Ray Jardine (born in 1944 in Colorado Springs, Colorado) is an American rock climber who, with Bill Price, in May 1979, was the first to free climb the West Face of El Capitan in Yosemite Valley. Jardine is also a mountaineer, sea kayaker, sailor, hang glider pilot, sailplane pilot, and small aircraft pilot, skydiver, long-distance hiker, bicyclist, motorcyclist, and gear designer.
Jardine is noted for inventing and developing the spring-loaded camming devices called Friends that revolutionized rock climbing in the late 1970s. He is also noted for his contributions to the Ultralight backpacking community through his books and his "make-it-yourself" gear company, Ray-Way Products.

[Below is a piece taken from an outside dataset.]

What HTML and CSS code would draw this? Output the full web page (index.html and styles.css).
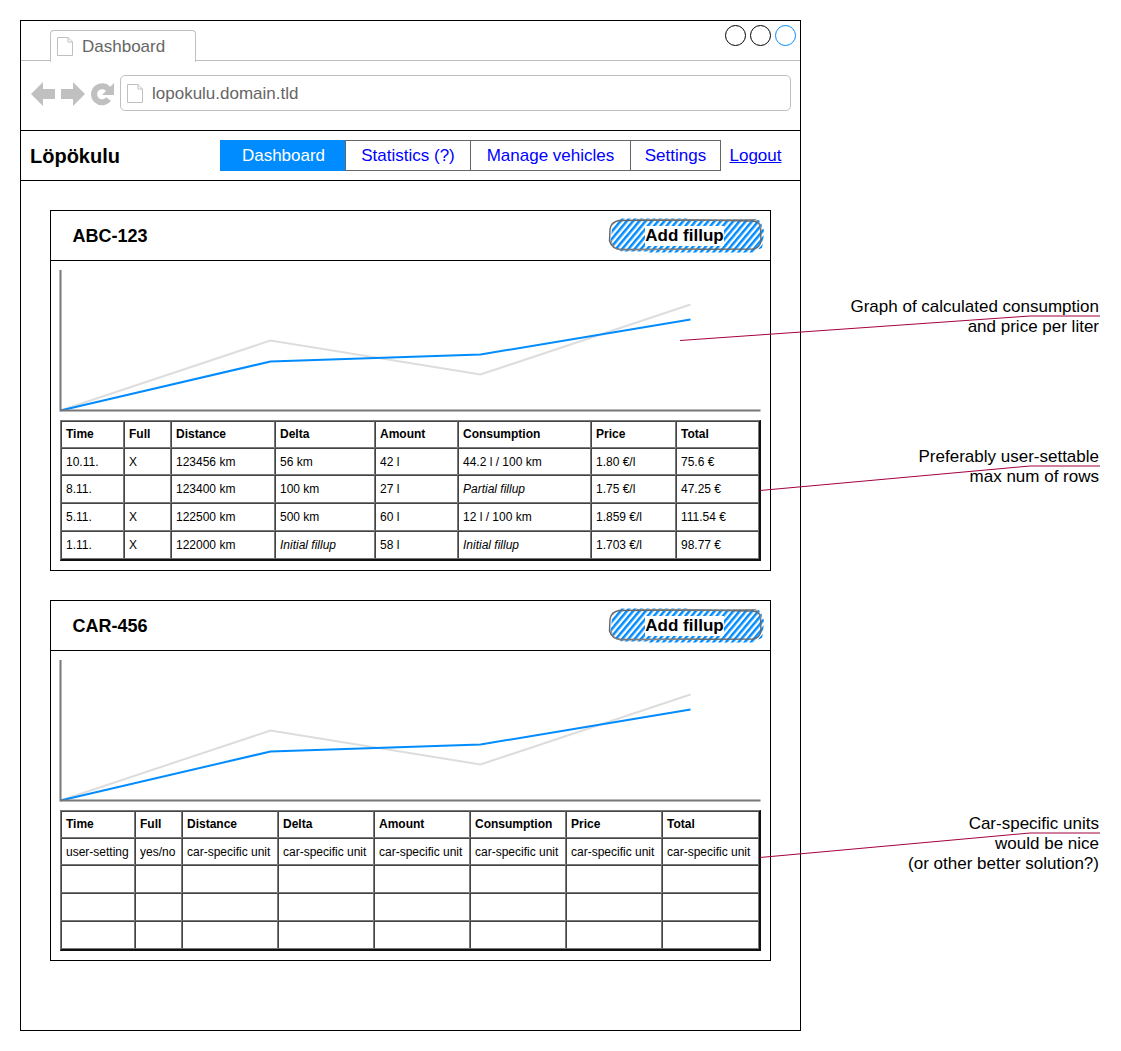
FILE: index.html
```html
<!DOCTYPE html>
<html>
<head>
	<meta http-equiv="Content-Type" content="text/html; charset=utf-8">
	<title>Lopokulu mockup</title>
	<link rel="stylesheet" href="styles.css">
</head>
<body>
	<!-- shared drawings -->
	<svg class="defs" width="0" height="0">
		<defs>
			<pattern id="hatch" width="4.800" height="6" patternUnits="userSpaceOnUse" patternTransform="rotate(40)">
				<rect x="0" y="0" width="2.500" height="6" fill="#008cff"/>
			</pattern>
			<symbol id="doc" viewBox="0 0 16 19">
				<path d="M.5.5H11L15.5 5V18.5H.5Z M11 .5V5H15.5" fill="#fff" stroke="#c0c0c0"/>
			</symbol>
			<symbol id="chart" viewBox="0 0 719 159">
				<polyline points="9.500,149.500 219.500,79.500 429.500,113.500 639.500,43.500" fill="none" stroke="#ddd" stroke-width="2"/>
				<polyline points="9.500,149.500 219.500,100.500 429.500,93.500 639.500,58.500" fill="none" stroke="#008cff" stroke-width="2"/>
				<polyline points="9.500,9 9.500,149.500 709.500,149.500" fill="none" stroke="#777" stroke-width="2"/>
			</symbol>
			<symbol id="sketch" viewBox="0 0 156 36" overflow="visible">
				<path d="M3 11Q4 3 11 2L12 .5H80L82 1.500H146L147 .5 151 3Q153 6 153.500 10L155 12 154 25 153 30 146 32.500 145 34.500H40L38 33.500H12L11 32Q3 30 1.500 23Z" fill="url(#hatch)"/>
				<path d="M10 2.500L88 2 143 3Q151 3 151.500 10L152 23Q151 30 144 31L12 31.500Q3 31 .5 23L1 11Q2 4 10 2.500Z" fill="none" stroke="#666" stroke-width="1.400"/>
				<path d="M28 1.500L110 2 146 1.500Q151 3 152 12M2 22Q3 30 11 32L90 31" fill="none" stroke="#888" stroke-width="1"/>
			</symbol>
		</defs>
	</svg>

	<div id="window">
		<div class="tabstrip">
			<div class="browser-tab">
				<svg class="doc-icon"><use href="#doc"/></svg>
				<span>Dashboard</span>
			</div>
			<div class="win-btns">
				<span class="win-btn"></span>
				<span class="win-btn"></span>
				<span class="win-btn win-btn-on"></span>
			</div>
		</div>

		<div class="urlbar">
			<svg class="nav-icon" viewBox="0 0 24 24"><path d="M0 12L12 0V7H24V17H12V24Z" fill="#c0c0c0"/></svg>
			<svg class="nav-icon" viewBox="0 0 24 24"><path d="M24 12L12 0V7H0V17H12V24Z" fill="#c0c0c0"/></svg>
			<svg class="nav-icon" viewBox="0 0 24 24">
				<path d="M17.500 7.500A8 8 0 1 0 17.500 17" fill="none" stroke="#c0c0c0" stroke-width="6"/>
				<path d="M23 1V13H11Z" fill="#c0c0c0"/>
			</svg>
			<div class="address">
				<svg class="doc-icon"><use href="#doc"/></svg>
				<span>lopokulu.domain.tld</span>
			</div>
		</div>

		<div class="topnav">
			<div class="logo">Löpökulu</div>
			<ul class="menu">
				<li class="on">Dashboard</li>
				<li>Statistics (?)</li>
				<li>Manage vehicles</li>
				<li>Settings</li>
			</ul>
			<a class="logout" href="#">Logout</a>
		</div>

		<div class="content">
			<div class="card">
				<div class="card-head">
					<h2>ABC-123</h2>
					<button class="add-btn">
						<svg class="sketch"><use href="#sketch"/></svg>
						<span>Add fillup</span>
					</button>
				</div>
				<svg class="chart"><use href="#chart"/></svg>
				<table class="fillups fillups-a">
					<thead>
						<tr><th>Time</th><th>Full</th><th>Distance</th><th>Delta</th><th>Amount</th><th>Consumption</th><th>Price</th><th>Total</th></tr>
					</thead>
					<tbody>
						<tr><td>10.11.</td><td>X</td><td>123456 km</td><td>56 km</td><td>42 l</td><td>44.2 l / 100 km</td><td>1.80 €/l</td><td>75.6 €</td></tr>
						<tr><td>8.11.</td><td></td><td>123400 km</td><td>100 km</td><td>27 l</td><td><i>Partial fillup</i></td><td>1.75 €/l</td><td>47.25 €</td></tr>
						<tr><td>5.11.</td><td>X</td><td>122500 km</td><td>500 km</td><td>60 l</td><td>12 l / 100 km</td><td>1.859 €/l</td><td>111.54 €</td></tr>
						<tr><td>1.11.</td><td>X</td><td>122000 km</td><td><i>Initial fillup</i></td><td>58 l</td><td><i>Initial fillup</i></td><td>1.703 €/l</td><td>98.77 €</td></tr>
					</tbody>
				</table>
			</div>

			<div class="card">
				<div class="card-head">
					<h2>CAR-456</h2>
					<button class="add-btn">
						<svg class="sketch"><use href="#sketch"/></svg>
						<span>Add fillup</span>
					</button>
				</div>
				<svg class="chart"><use href="#chart"/></svg>
				<table class="fillups fillups-b">
					<thead>
						<tr><th>Time</th><th>Full</th><th>Distance</th><th>Delta</th><th>Amount</th><th>Consumption</th><th>Price</th><th>Total</th></tr>
					</thead>
					<tbody>
						<tr><td>user-setting</td><td>yes/no</td><td>car-specific unit</td><td>car-specific unit</td><td>car-specific unit</td><td>car-specific unit</td><td>car-specific unit</td><td>car-specific unit</td></tr>
						<tr><td></td><td></td><td></td><td></td><td></td><td></td><td></td><td></td></tr>
						<tr><td></td><td></td><td></td><td></td><td></td><td></td><td></td><td></td></tr>
						<tr><td></td><td></td><td></td><td></td><td></td><td></td><td></td><td></td></tr>
					</tbody>
				</table>
			</div>
		</div>
	</div>

	<!-- annotations over the mockup -->
	<svg class="callouts" width="1121" height="1051">
		<polyline points="680,340.500 1030,316 1100,316"/>
		<polyline points="760,490.500 1030,466 1100,466"/>
		<polyline points="760,857.500 1030,833 1100,833"/>
	</svg>
	<div class="note note-graph">Graph of calculated consumption<br>and price per liter</div>
	<div class="note note-rows">Preferably user-settable<br>max num of rows</div>
	<div class="note note-units">Car-specific units<br>would be nice<br>(or other better solution?)</div>
</body>
</html>
```

FILE: styles.css
```css
*{
	box-sizing:border-box;
}
html,body{
	margin:0;
	padding:0;
}
body{
	position:relative;
	width:1121px;
	height:1051px;
	padding:20px;
	overflow:hidden;
	background:#fff;
	color:#000;
	font-family:"Liberation Sans",Arial,sans-serif;
	font-size:17px;
}
.defs{
	position:absolute;
}
#window{
	width:781px;
	height:1011px;
	border:1px solid #000;
}

/* browser chrome */
.tabstrip{
	display:flex;
	justify-content:space-between;
	height:40px;
	padding:4px 4px 0 29px;
	border-bottom:1px solid #c0c0c0;
}
.browser-tab{
	display:flex;
	align-items:center;
	gap:9px;
	width:146px;
	height:32px;
	margin-top:5px;
	padding:0 0 0 6px;
	border:1px solid #c0c0c0;
	border-bottom:none;
	border-radius:4px 4px 0 0;
	background:#fff;
	color:#666;
}
.doc-icon{
	display:block;
	flex:none;
	width:16px;
	height:19px;
}
.win-btns{
	display:flex;
	gap:4px;
}
.win-btn{
	width:21px;
	height:21px;
	border:1px solid #000;
	border-radius:50%;
}
.win-btn-on{
	border-color:#008cff;
}
.urlbar{
	display:flex;
	align-items:center;
	gap:6px;
	height:70px;
	padding:0 9px 4px 10px;
	border-bottom:1px solid #000;
}
.nav-icon{
	flex:none;
	width:24px;
	height:24px;
}
.address{
	display:flex;
	align-items:center;
	gap:9px;
	flex:1;
	height:36px;
	margin:0 0 2px -1px;
	padding:2px 0 0 6px;
	border:1px solid #c0c0c0;
	border-radius:5px;
	color:#666;
}

/* site nav */
.topnav{
	display:flex;
	align-items:center;
	height:50px;
	padding:0 18px 0 9px;
	border-bottom:1px solid #000;
}
.logo{
	flex:none;
	width:190px;
	padding-top:2px;
	font-size:20px;
	font-weight:bold;
}
.menu{
	display:flex;
	flex:none;
	height:31px;
	margin:0 8.5px 0 0;
	padding:0;
	list-style:none;
	border:1px solid #666;
	color:#00f;
}
.menu li{
	width:125px;
	line-height:29px;
	text-align:center;
	border-left:1px solid #666;
}
.menu li:first-child{
	border-left:none;
}
.menu li:nth-child(3){
	width:160px;
}
.menu li:nth-child(4){
	width:90px;
}
.menu .on{
	width:125px;
	margin:-1px 0 -1px -1px;
	padding-left:2px;
	line-height:31px;
	background:#008cff;
	color:#fff;
}
.logout{
	color:#00f;
}

/* cards */
.content{
	padding:29px 0 0 29px;
}
.card{
	width:721px;
	height:361px;
	margin-bottom:29px;
	border:1px solid #000;
}
.card-head{
	display:flex;
	align-items:center;
	justify-content:space-between;
	height:50px;
	padding:0 7px 0 21px;
	border-bottom:1px solid #000;
}
.card-head h2{
	margin:0;
	padding:2px 0 0 0.5px;
	font-size:18px;
	font-weight:bold;
}
.add-btn{
	position:relative;
	display:flex;
	align-items:center;
	justify-content:center;
	width:154px;
	height:34px;
	padding:0 3px 0 0;
	border:none;
	background:none;
	font-family:inherit;
	font-size:17px;
	font-weight:bold;
	color:#000;
}
.add-btn span{
	position:relative;
	line-height:20px;
	background:#fff;
}
.sketch{
	position:absolute;
	left:0;
	top:-1px;
	width:156px;
	height:36px;
	overflow:visible;
}
.chart{
	display:block;
	width:719px;
	height:159px;
}

/* tables */
.fillups{
	width:701px;
	margin-left:9px;
	table-layout:fixed;
	border-collapse:separate;
	border-spacing:0;
	border-style:solid;
	border-width:1px 2px 2px 1px;
	border-color:#777 #111 #111 #777;
	font-size:12px;
}
.fillups tr{
	height:28px;
}
.fillups thead tr,
.fillups tbody tr:first-child{
	height:27px;
}
.fillups th,
.fillups td{
	padding:0 0 0 4px;
	border:1px solid;
	border-color:#444 #777 #777 #444;
	text-align:left;
	white-space:nowrap;
	overflow:hidden;
}
.fillups th{
	padding-bottom:2px;
}
.fillups-a th:nth-child(1){width:63px;}
.fillups-a th:nth-child(2){width:47px;}
.fillups-a th:nth-child(3){width:104px;}
.fillups-a th:nth-child(4){width:100px;}
.fillups-a th:nth-child(5){width:83px;}
.fillups-a th:nth-child(6){width:133px;}
.fillups-a th:nth-child(7){width:85px;}
.fillups-a th:nth-child(8){width:83px;}
.fillups-b th:nth-child(1){width:74px;}
.fillups-b th:nth-child(2){width:47px;}
.fillups-b th:nth-child(3){width:96px;}
.fillups-b th:nth-child(4){width:96px;}
.fillups-b th:nth-child(5){width:96px;}
.fillups-b th:nth-child(6){width:96px;}
.fillups-b th:nth-child(7){width:96px;}
.fillups-b th:nth-child(8){width:97px;}

/* annotations */
.callouts{
	position:absolute;
	left:0;
	top:0;
	pointer-events:none;
}
.callouts polyline{
	fill:none;
	stroke:#a50040;
	stroke-width:1;
}
.note{
	position:absolute;
	right:22px;
	line-height:20px;
	text-align:right;
}
.note-graph{top:297px;}
.note-rows{top:447px;}
.note-units{top:814px;}
```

As a youth, Jardine climbed Colorado's Pikes Peak dozens of times, mostly solo, and with the Boy Scouts of America. In 1959, Jardine achieved Eagle Scout (Boy Scouts of America). During his Junior and Senior years (1959-1961) at General William J. Palmer High School in Colorado Springs, Jardine competed in Gymnastics on the Trampoline. He worked part-time after school at his family's plumbing business.
In 1963, at the age of 19, Jardine took a summer job in Yellowstone National Park, and enrolled in his first rock climbing class with instructor Barry Corbet (member of the 1963 Mount Everest expedition), in Grand Teton National Park. In the Fall of that year, Jardine enrolled at Northrop University in Los Angeles, California.
During the three years of his formal education at Northrop, Jardine worked evenings as a draftsman (Drafter) at North American Aviation in Los Angeles, California. In the Spring of 1967 Jardine graduated from Northrop University with a degree in Aerospace Engineering.